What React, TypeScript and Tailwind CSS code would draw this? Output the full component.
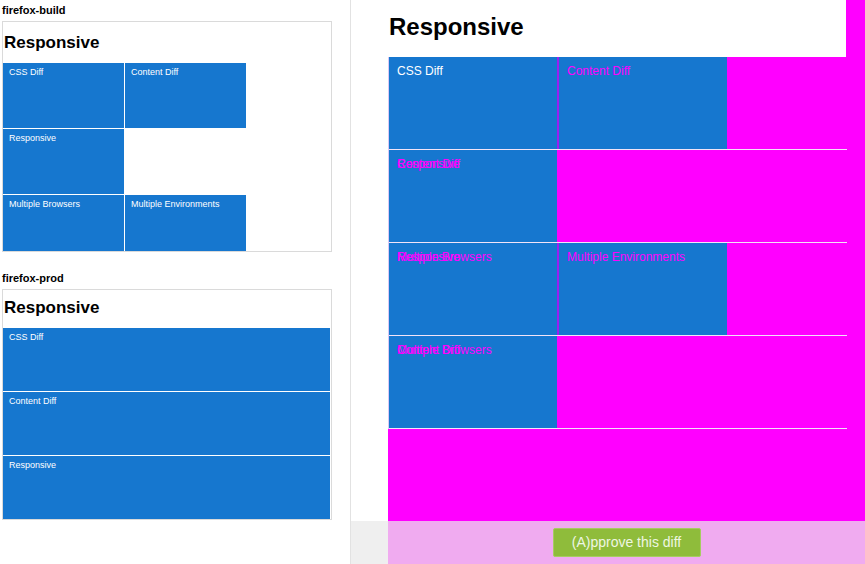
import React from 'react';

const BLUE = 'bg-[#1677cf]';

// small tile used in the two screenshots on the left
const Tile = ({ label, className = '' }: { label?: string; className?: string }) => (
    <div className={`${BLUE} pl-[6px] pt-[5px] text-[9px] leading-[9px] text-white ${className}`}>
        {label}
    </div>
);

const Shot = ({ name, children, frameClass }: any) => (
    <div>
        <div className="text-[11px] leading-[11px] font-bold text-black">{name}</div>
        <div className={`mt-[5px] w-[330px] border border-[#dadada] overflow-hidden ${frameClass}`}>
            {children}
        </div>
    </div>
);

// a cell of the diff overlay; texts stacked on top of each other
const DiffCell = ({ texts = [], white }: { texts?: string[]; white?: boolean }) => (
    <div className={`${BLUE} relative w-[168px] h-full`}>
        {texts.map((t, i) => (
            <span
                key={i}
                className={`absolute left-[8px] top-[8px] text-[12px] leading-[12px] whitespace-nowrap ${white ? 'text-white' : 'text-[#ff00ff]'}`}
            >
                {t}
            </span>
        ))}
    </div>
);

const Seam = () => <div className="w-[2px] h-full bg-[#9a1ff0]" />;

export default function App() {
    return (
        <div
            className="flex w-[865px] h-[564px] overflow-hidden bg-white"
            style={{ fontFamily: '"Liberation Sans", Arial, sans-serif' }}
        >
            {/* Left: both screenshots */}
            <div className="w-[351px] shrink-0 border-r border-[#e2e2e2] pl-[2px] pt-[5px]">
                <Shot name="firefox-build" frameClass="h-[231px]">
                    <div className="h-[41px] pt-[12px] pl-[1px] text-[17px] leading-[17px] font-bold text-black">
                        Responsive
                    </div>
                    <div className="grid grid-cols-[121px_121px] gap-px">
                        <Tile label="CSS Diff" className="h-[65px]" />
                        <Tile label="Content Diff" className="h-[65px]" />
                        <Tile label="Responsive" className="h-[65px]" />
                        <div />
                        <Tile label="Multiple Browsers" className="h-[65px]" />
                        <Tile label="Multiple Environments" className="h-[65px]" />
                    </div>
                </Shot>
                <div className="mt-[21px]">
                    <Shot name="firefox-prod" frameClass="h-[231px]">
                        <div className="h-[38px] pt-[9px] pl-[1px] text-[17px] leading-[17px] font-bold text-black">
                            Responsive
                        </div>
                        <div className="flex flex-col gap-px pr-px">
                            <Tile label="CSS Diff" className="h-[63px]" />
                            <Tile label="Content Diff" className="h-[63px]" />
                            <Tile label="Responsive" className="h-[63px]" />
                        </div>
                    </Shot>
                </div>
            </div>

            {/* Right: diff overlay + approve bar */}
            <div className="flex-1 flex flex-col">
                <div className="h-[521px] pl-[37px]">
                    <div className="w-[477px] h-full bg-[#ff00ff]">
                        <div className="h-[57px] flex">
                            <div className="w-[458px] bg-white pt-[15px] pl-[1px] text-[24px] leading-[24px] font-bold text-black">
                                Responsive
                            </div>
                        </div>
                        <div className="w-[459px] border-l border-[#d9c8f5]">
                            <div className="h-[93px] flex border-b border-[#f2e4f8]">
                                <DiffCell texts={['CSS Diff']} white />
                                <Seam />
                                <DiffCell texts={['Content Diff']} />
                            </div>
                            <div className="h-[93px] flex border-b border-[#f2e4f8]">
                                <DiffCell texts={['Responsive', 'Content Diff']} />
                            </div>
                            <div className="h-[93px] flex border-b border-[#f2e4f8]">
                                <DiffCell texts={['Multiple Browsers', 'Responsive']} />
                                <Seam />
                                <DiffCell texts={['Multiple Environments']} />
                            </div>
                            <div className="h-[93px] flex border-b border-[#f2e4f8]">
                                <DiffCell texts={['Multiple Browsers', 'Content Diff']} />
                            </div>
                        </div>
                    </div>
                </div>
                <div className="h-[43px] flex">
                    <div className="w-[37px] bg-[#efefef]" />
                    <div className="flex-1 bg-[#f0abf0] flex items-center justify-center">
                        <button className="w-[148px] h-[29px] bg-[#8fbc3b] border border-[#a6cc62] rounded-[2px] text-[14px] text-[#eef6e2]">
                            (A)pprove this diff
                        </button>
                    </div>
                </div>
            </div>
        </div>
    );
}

···

- [Task details] Using the data above, write out every line exactly, leaving the images behind.

- [The result]
What React, TypeScript and Tailwind CSS code would draw this? Output the full component.
import React from 'react';

const BLUE = 'bg-[#1677cf]';

// small tile used in the two screenshots on the left
const Tile = ({ label, className = '' }: { label?: string; className?: string }) => (
    <div className={`${BLUE} pl-[6px] pt-[5px] text-[9px] leading-[9px] text-white ${className}`}>
        {label}
    </div>
);

const Shot = ({ name, children, frameClass }: any) => (
    <div>
        <div className="text-[11px] leading-[11px] font-bold text-black">{name}</div>
        <div className={`mt-[5px] w-[330px] border border-[#dadada] overflow-hidden ${frameClass}`}>
            {children}
        </div>
    </div>
);

// a cell of the diff overlay; texts stacked on top of each other
const DiffCell = ({ texts = [], white }: { texts?: string[]; white?: boolean }) => (
    <div className={`${BLUE} relative w-[168px] h-full`}>
        {texts.map((t, i) => (
            <span
                key={i}
                className={`absolute left-[8px] top-[8px] text-[12px] leading-[12px] whitespace-nowrap ${white ? 'text-white' : 'text-[#ff00ff]'}`}
            >
                {t}
            </span>
        ))}
    </div>
);

const Seam = () => <div className="w-[2px] h-full bg-[#9a1ff0]" />;

export default function App() {
    return (
        <div
            className="flex w-[865px] h-[564px] overflow-hidden bg-white"
            style={{ fontFamily: '"Liberation Sans", Arial, sans-serif' }}
        >
            {/* Left: both screenshots */}
            <div className="w-[351px] shrink-0 border-r border-[#e2e2e2] pl-[2px] pt-[5px]">
                <Shot name="firefox-build" frameClass="h-[231px]">
                    <div className="h-[41px] pt-[12px] pl-[1px] text-[17px] leading-[17px] font-bold text-black">
                        Responsive
                    </div>
                    <div className="grid grid-cols-[121px_121px] gap-px">
                        <Tile label="CSS Diff" className="h-[65px]" />
                        <Tile label="Content Diff" className="h-[65px]" />
                        <Tile label="Responsive" className="h-[65px]" />
                        <div />
                        <Tile label="Multiple Browsers" className="h-[65px]" />
                        <Tile label="Multiple Environments" className="h-[65px]" />
                    </div>
                </Shot>
                <div className="mt-[21px]">
                    <Shot name="firefox-prod" frameClass="h-[231px]">
                        <div className="h-[38px] pt-[9px] pl-[1px] text-[17px] leading-[17px] font-bold text-black">
                            Responsive
                        </div>
                        <div className="flex flex-col gap-px pr-px">
                            <Tile label="CSS Diff" className="h-[63px]" />
                            <Tile label="Content Diff" className="h-[63px]" />
                            <Tile label="Responsive" className="h-[63px]" />
                        </div>
                    </Shot>
                </div>
            </div>

            {/* Right: diff overlay + approve bar */}
            <div className="flex-1 flex flex-col">
                <div className="h-[521px] pl-[37px]">
                    <div className="w-[477px] h-full bg-[#ff00ff]">
                        <div className="h-[57px] flex">
                            <div className="w-[458px] bg-white pt-[15px] pl-[1px] text-[24px] leading-[24px] font-bold text-black">
                                Responsive
                            </div>
                        </div>
                        <div className="w-[459px] border-l border-[#d9c8f5]">
                            <div className="h-[93px] flex border-b border-[#f2e4f8]">
                                <DiffCell texts={['CSS Diff']} white />
                                <Seam />
                                <DiffCell texts={['Content Diff']} />
                            </div>
                            <div className="h-[93px] flex border-b border-[#f2e4f8]">
                                <DiffCell texts={['Responsive', 'Content Diff']} />
                            </div>
                            <div className="h-[93px] flex border-b border-[#f2e4f8]">
                                <DiffCell texts={['Multiple Browsers', 'Responsive']} />
                                <Seam />
                                <DiffCell texts={['Multiple Environments']} />
                            </div>
                            <div className="h-[93px] flex border-b border-[#f2e4f8]">
                                <DiffCell texts={['Multiple Browsers', 'Content Diff']} />
                            </div>
                        </div>
                    </div>
                </div>
                <div className="h-[43px] flex">
                    <div className="w-[37px] bg-[#efefef]" />
                    <div className="flex-1 bg-[#f0abf0] flex items-center justify-center">
                        <button className="w-[148px] h-[29px] bg-[#8fbc3b] border border-[#a6cc62] rounded-[2px] text-[14px] text-[#eef6e2]">
                            (A)pprove this diff
                        </button>
                    </div>
                </div>
            </div>
        </div>
    );
}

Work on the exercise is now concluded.